WHAT THIS TASK INVOLVES
Copy the data that follows, character for character, minus the pictures.

INFORMATION SHOWN
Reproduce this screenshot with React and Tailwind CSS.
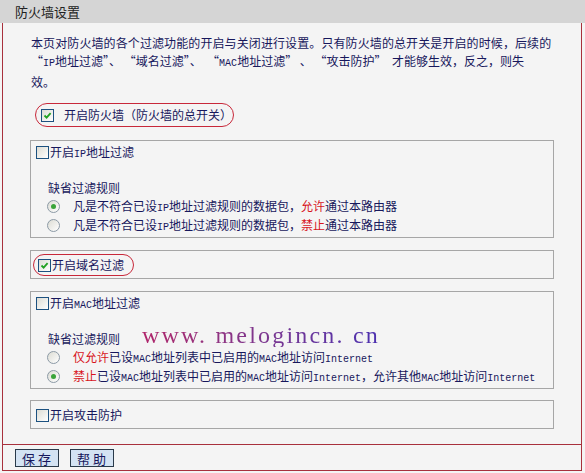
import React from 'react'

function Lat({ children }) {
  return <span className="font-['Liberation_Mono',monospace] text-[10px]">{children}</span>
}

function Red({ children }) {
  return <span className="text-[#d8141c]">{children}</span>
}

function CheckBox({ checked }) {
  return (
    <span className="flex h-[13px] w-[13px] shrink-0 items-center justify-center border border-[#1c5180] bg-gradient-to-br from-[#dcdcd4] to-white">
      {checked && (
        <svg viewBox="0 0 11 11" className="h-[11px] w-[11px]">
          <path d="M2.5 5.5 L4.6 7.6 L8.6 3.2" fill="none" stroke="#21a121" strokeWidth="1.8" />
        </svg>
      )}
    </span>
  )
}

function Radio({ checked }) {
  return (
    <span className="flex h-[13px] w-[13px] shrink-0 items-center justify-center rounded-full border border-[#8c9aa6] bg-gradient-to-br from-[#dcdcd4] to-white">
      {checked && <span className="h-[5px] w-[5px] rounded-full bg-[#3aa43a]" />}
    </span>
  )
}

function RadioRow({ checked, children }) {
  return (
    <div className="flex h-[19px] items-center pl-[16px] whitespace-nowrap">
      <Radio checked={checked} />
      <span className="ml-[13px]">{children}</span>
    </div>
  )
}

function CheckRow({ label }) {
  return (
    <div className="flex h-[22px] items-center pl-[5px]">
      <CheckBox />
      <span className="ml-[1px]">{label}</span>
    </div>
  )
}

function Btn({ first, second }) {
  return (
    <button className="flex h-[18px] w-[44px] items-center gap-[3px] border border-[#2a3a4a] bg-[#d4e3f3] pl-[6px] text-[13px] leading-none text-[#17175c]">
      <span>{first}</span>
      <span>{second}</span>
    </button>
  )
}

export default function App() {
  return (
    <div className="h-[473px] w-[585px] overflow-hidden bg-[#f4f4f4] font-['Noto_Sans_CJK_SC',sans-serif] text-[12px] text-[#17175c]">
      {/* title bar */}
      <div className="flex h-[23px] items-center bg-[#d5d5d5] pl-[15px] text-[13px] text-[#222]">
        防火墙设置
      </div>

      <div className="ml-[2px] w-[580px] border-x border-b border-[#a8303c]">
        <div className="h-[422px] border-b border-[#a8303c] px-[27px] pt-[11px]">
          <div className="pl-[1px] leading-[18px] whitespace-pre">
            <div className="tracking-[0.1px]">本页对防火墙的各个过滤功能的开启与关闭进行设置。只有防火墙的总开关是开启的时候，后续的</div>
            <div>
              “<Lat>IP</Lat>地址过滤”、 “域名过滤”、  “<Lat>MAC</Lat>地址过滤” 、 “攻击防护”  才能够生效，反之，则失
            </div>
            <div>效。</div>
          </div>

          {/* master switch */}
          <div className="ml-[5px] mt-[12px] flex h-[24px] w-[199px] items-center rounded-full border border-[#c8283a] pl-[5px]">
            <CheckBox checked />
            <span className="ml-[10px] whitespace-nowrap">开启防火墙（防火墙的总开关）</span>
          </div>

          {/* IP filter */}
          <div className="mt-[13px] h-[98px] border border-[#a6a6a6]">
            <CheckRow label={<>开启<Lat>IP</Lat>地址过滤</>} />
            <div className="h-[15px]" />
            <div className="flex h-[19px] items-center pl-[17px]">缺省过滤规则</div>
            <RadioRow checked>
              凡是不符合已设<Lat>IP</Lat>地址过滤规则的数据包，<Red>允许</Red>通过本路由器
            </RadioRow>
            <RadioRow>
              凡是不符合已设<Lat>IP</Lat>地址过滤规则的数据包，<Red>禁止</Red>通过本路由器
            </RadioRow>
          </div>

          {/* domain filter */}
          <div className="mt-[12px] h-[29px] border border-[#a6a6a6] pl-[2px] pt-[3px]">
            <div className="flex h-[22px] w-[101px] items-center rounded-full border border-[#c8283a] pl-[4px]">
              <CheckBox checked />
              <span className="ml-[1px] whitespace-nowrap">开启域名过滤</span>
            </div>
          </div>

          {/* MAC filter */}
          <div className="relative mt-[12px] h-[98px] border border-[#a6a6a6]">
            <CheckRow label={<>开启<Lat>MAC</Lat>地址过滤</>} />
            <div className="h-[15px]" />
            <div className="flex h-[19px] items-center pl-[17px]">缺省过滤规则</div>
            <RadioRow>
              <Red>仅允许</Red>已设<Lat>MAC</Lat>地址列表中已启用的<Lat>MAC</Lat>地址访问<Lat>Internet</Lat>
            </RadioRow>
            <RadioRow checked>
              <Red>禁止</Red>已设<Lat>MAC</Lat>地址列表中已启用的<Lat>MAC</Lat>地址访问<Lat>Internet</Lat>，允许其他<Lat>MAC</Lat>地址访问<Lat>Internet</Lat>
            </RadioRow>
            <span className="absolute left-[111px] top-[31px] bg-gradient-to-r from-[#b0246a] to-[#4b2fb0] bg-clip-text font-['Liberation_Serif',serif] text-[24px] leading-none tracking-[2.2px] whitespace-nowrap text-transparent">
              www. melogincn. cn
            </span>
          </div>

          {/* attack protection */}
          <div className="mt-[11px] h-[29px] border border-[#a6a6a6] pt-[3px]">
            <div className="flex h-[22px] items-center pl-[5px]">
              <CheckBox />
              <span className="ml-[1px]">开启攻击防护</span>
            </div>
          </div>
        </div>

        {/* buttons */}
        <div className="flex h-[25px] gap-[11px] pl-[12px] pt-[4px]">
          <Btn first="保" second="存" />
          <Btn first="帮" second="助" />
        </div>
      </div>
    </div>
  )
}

OUTPUT FOR THIS EXERCISE
Reproduce this screenshot with React and Tailwind CSS.
import React from 'react'

function Lat({ children }) {
  return <span className="font-['Liberation_Mono',monospace] text-[10px]">{children}</span>
}

function Red({ children }) {
  return <span className="text-[#d8141c]">{children}</span>
}

function CheckBox({ checked }) {
  return (
    <span className="flex h-[13px] w-[13px] shrink-0 items-center justify-center border border-[#1c5180] bg-gradient-to-br from-[#dcdcd4] to-white">
      {checked && (
        <svg viewBox="0 0 11 11" className="h-[11px] w-[11px]">
          <path d="M2.5 5.5 L4.6 7.6 L8.6 3.2" fill="none" stroke="#21a121" strokeWidth="1.8" />
        </svg>
      )}
    </span>
  )
}

function Radio({ checked }) {
  return (
    <span className="flex h-[13px] w-[13px] shrink-0 items-center justify-center rounded-full border border-[#8c9aa6] bg-gradient-to-br from-[#dcdcd4] to-white">
      {checked && <span className="h-[5px] w-[5px] rounded-full bg-[#3aa43a]" />}
    </span>
  )
}

function RadioRow({ checked, children }) {
  return (
    <div className="flex h-[19px] items-center pl-[16px] whitespace-nowrap">
      <Radio checked={checked} />
      <span className="ml-[13px]">{children}</span>
    </div>
  )
}

function CheckRow({ label }) {
  return (
    <div className="flex h-[22px] items-center pl-[5px]">
      <CheckBox />
      <span className="ml-[1px]">{label}</span>
    </div>
  )
}

function Btn({ first, second }) {
  return (
    <button className="flex h-[18px] w-[44px] items-center gap-[3px] border border-[#2a3a4a] bg-[#d4e3f3] pl-[6px] text-[13px] leading-none text-[#17175c]">
      <span>{first}</span>
      <span>{second}</span>
    </button>
  )
}

export default function App() {
  return (
    <div className="h-[473px] w-[585px] overflow-hidden bg-[#f4f4f4] font-['Noto_Sans_CJK_SC',sans-serif] text-[12px] text-[#17175c]">
      {/* title bar */}
      <div className="flex h-[23px] items-center bg-[#d5d5d5] pl-[15px] text-[13px] text-[#222]">
        防火墙设置
      </div>

      <div className="ml-[2px] w-[580px] border-x border-b border-[#a8303c]">
        <div className="h-[422px] border-b border-[#a8303c] px-[27px] pt-[11px]">
          <div className="pl-[1px] leading-[18px] whitespace-pre">
            <div className="tracking-[0.1px]">本页对防火墙的各个过滤功能的开启与关闭进行设置。只有防火墙的总开关是开启的时候，后续的</div>
            <div>
              “<Lat>IP</Lat>地址过滤”、 “域名过滤”、  “<Lat>MAC</Lat>地址过滤” 、 “攻击防护”  才能够生效，反之，则失
            </div>
            <div>效。</div>
          </div>

          {/* master switch */}
          <div className="ml-[5px] mt-[12px] flex h-[24px] w-[199px] items-center rounded-full border border-[#c8283a] pl-[5px]">
            <CheckBox checked />
            <span className="ml-[10px] whitespace-nowrap">开启防火墙（防火墙的总开关）</span>
          </div>

          {/* IP filter */}
          <div className="mt-[13px] h-[98px] border border-[#a6a6a6]">
            <CheckRow label={<>开启<Lat>IP</Lat>地址过滤</>} />
            <div className="h-[15px]" />
            <div className="flex h-[19px] items-center pl-[17px]">缺省过滤规则</div>
            <RadioRow checked>
              凡是不符合已设<Lat>IP</Lat>地址过滤规则的数据包，<Red>允许</Red>通过本路由器
            </RadioRow>
            <RadioRow>
              凡是不符合已设<Lat>IP</Lat>地址过滤规则的数据包，<Red>禁止</Red>通过本路由器
            </RadioRow>
          </div>

          {/* domain filter */}
          <div className="mt-[12px] h-[29px] border border-[#a6a6a6] pl-[2px] pt-[3px]">
            <div className="flex h-[22px] w-[101px] items-center rounded-full border border-[#c8283a] pl-[4px]">
              <CheckBox checked />
              <span className="ml-[1px] whitespace-nowrap">开启域名过滤</span>
            </div>
          </div>

          {/* MAC filter */}
          <div className="relative mt-[12px] h-[98px] border border-[#a6a6a6]">
            <CheckRow label={<>开启<Lat>MAC</Lat>地址过滤</>} />
            <div className="h-[15px]" />
            <div className="flex h-[19px] items-center pl-[17px]">缺省过滤规则</div>
            <RadioRow>
              <Red>仅允许</Red>已设<Lat>MAC</Lat>地址列表中已启用的<Lat>MAC</Lat>地址访问<Lat>Internet</Lat>
            </RadioRow>
            <RadioRow checked>
              <Red>禁止</Red>已设<Lat>MAC</Lat>地址列表中已启用的<Lat>MAC</Lat>地址访问<Lat>Internet</Lat>，允许其他<Lat>MAC</Lat>地址访问<Lat>Internet</Lat>
            </RadioRow>
            <span className="absolute left-[111px] top-[31px] bg-gradient-to-r from-[#b0246a] to-[#4b2fb0] bg-clip-text font-['Liberation_Serif',serif] text-[24px] leading-none tracking-[2.2px] whitespace-nowrap text-transparent">
              www. melogincn. cn
            </span>
          </div>

          {/* attack protection */}
          <div className="mt-[11px] h-[29px] border border-[#a6a6a6] pt-[3px]">
            <div className="flex h-[22px] items-center pl-[5px]">
              <CheckBox />
              <span className="ml-[1px]">开启攻击防护</span>
            </div>
          </div>
        </div>

        {/* buttons */}
        <div className="flex h-[25px] gap-[11px] pl-[12px] pt-[4px]">
          <Btn first="保" second="存" />
          <Btn first="帮" second="助" />
        </div>
      </div>
    </div>
  )
}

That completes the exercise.